When you configure a failover association, the slider changes its position based on the Failover mode you select. When you edit failover settings, the slider remains in the Balanced position, at 50%, by default. For more information about modifying failover associations, see Modifying Failover Associations.


    • Load Balancing Data: Adjust the slider to determine which server should handle more IP address requests. The default is 50%. When you move the slider all the way to the left, the primary server responds to all IP address requests, and the secondary server does not respond to any. The opposite applies when you move the slider all the way to the right. Infoblox recommends that you use the default (50/50) to enable the primary and secondary servers to respond to IP address requests on an equal basis.
    • Lease Deletion: Select the following to override settings at the Grid and member levels.
      • Keep leases from deleted ranges until one week after expiration: When you select this and delete a DHCP range with active leases, the appliance stores these leases up to one week after they expire. When you add a new DHCP range that includes the IP addresses of these active leases, the appliance automatically restores the leases.
    • Secondary role: This is valid for Microsoft Management only. Note that the secondary role is available only in Hot standby mode.
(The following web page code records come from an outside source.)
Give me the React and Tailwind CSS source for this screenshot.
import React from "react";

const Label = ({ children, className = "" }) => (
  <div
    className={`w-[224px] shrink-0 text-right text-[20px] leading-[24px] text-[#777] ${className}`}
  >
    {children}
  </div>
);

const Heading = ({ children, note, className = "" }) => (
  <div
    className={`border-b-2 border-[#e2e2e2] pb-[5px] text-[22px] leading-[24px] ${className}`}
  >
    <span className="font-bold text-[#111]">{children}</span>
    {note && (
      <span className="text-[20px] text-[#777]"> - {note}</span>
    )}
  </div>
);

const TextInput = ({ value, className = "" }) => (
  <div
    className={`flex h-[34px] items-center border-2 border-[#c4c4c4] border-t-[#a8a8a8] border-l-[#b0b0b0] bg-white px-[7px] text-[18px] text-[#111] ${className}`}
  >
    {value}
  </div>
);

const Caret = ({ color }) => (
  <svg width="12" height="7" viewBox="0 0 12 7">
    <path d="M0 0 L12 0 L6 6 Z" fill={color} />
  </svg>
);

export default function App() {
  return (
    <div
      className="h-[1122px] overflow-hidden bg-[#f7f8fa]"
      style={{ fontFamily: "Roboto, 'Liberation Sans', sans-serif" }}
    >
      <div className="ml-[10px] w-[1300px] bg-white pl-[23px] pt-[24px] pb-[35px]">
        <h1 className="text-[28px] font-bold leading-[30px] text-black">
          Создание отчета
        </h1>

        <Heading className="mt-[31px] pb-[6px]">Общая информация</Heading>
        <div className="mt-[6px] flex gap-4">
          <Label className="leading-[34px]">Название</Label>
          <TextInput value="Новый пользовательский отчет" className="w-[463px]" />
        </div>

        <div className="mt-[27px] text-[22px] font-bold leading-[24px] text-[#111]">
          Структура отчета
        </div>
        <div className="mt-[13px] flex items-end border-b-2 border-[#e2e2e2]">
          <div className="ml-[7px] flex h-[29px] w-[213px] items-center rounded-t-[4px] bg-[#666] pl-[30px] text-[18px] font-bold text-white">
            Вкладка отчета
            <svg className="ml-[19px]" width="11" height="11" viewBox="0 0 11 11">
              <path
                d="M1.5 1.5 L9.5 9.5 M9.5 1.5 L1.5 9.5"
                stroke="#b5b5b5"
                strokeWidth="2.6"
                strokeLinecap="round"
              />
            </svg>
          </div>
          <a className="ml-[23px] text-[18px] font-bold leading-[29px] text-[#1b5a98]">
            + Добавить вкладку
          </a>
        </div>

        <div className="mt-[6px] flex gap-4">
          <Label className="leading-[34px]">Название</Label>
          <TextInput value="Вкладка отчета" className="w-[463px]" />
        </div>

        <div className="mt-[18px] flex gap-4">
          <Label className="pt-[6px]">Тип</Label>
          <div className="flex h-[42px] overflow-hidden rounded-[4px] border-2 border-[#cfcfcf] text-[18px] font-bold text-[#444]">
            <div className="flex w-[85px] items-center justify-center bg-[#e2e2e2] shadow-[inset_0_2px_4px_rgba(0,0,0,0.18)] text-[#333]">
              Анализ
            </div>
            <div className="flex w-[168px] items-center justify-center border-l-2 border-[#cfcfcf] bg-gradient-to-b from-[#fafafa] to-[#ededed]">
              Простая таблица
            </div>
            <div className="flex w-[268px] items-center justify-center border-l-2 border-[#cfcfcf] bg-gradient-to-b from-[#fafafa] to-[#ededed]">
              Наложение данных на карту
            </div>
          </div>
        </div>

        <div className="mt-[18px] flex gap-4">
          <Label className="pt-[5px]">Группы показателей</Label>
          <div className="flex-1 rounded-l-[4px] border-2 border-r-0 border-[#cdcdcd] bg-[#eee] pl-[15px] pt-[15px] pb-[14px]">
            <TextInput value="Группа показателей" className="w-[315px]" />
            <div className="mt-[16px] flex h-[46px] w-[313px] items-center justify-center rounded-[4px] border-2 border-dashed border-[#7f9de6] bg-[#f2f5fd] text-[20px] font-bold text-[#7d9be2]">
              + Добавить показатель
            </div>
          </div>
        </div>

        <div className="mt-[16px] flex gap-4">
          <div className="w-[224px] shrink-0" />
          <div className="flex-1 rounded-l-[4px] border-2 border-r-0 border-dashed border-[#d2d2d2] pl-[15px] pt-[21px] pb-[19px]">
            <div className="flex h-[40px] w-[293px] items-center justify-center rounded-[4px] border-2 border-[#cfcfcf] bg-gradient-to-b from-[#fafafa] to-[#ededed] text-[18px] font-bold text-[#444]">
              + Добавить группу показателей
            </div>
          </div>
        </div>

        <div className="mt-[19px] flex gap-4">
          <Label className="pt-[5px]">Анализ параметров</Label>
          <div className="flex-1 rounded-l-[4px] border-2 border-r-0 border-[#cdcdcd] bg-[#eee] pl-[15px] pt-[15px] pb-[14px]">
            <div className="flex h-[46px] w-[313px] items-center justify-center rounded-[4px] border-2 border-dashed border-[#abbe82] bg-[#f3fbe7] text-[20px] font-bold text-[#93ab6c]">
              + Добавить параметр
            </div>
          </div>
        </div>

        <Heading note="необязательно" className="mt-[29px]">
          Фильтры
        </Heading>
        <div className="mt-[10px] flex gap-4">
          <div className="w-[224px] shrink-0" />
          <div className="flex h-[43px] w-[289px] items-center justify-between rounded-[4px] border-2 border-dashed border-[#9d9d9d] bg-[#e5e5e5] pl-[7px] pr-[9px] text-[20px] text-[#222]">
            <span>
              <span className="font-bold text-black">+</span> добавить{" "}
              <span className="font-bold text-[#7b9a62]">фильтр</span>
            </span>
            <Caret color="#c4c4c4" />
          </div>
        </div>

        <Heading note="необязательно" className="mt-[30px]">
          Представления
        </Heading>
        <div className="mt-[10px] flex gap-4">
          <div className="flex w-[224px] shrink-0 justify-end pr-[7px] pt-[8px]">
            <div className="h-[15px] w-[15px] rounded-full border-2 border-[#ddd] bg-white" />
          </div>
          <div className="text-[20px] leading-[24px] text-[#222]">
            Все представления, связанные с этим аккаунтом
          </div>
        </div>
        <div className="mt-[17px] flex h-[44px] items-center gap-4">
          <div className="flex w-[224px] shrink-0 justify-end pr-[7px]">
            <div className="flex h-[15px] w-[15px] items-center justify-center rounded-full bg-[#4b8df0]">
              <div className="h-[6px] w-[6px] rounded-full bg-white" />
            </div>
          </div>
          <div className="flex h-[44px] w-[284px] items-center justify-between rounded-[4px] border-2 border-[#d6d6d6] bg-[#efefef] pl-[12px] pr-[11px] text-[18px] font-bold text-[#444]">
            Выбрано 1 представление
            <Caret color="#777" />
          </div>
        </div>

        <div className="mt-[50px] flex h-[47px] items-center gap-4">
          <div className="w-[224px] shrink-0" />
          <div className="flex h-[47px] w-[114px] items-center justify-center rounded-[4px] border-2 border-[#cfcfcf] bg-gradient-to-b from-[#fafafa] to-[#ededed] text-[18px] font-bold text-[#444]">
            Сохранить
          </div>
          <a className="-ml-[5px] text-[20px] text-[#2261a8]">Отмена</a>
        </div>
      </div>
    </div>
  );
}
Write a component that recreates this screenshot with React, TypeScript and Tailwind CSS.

The appliance displays Standby by default and you cannot edit this value.
    • Maximum client lead time: Specify the maximum client lead time in minutes or hours. The default is one hour. Select Minutes or Hours from the drop-down list. This specifies the maximum amount of time the server waits before assuming control.
    • Enable switchover interval: This is valid for Microsoft Management only. Select this to automatically change the state to partner down after a specified period. NIOS does not support the "partner down" state for Microsoft DHCP failover association.
    • State switchover interval (Minutes): This is valid for Microsoft Management only. Specify the amount of time after which the server must change the state. The default is 60 minutes.
    • Enable Authentication: This is valid for Microsoft Management only. Select this if you want to secure the communication between failover partners.
    • Shared Secret: This is valid for Microsoft Management only. Enter a shared secret that can be used to authenticate the communication between failover partners. You can specify a shared secret only if you enable authentication.

4. Click Next to enter values for required extensible attributes or add optional extensible attributes. For information, see Using Extensible Attributes.

5. Save the configuration and click Restart if it appears at the top of the screen.

Best Practices for Restoring Microsoft DHCP Server Data

When you synchronize two Microsoft servers in read/write mode for a Microsoft DHCP failover association, the appliance might override new data. For example, assume that you are synchronizing data from one Microsoft server, which has latest data. But after the restore operation, the appliance will synchronize data from a Microsoft server that has old data. If you synchronize old data, it might override new data. Infoblox recommends that you follow the steps mentioned below to prevent new data being replaced with the old one:

  1. Disable DHCP synchronization for the Microsoft server before you restore data to the Microsoft server.
  2. Restore the Microsoft DHCP server.
  3. From the Microsoft server, which has the latest data, replicate its DHCP failover association and scopes to the restored Microsoft server. This ensures that both Microsoft servers have the same latest data.
  4. Re-enable DHCP synchronization for the restored Microsoft server. NIOS will resynchronize with the Microsoft server.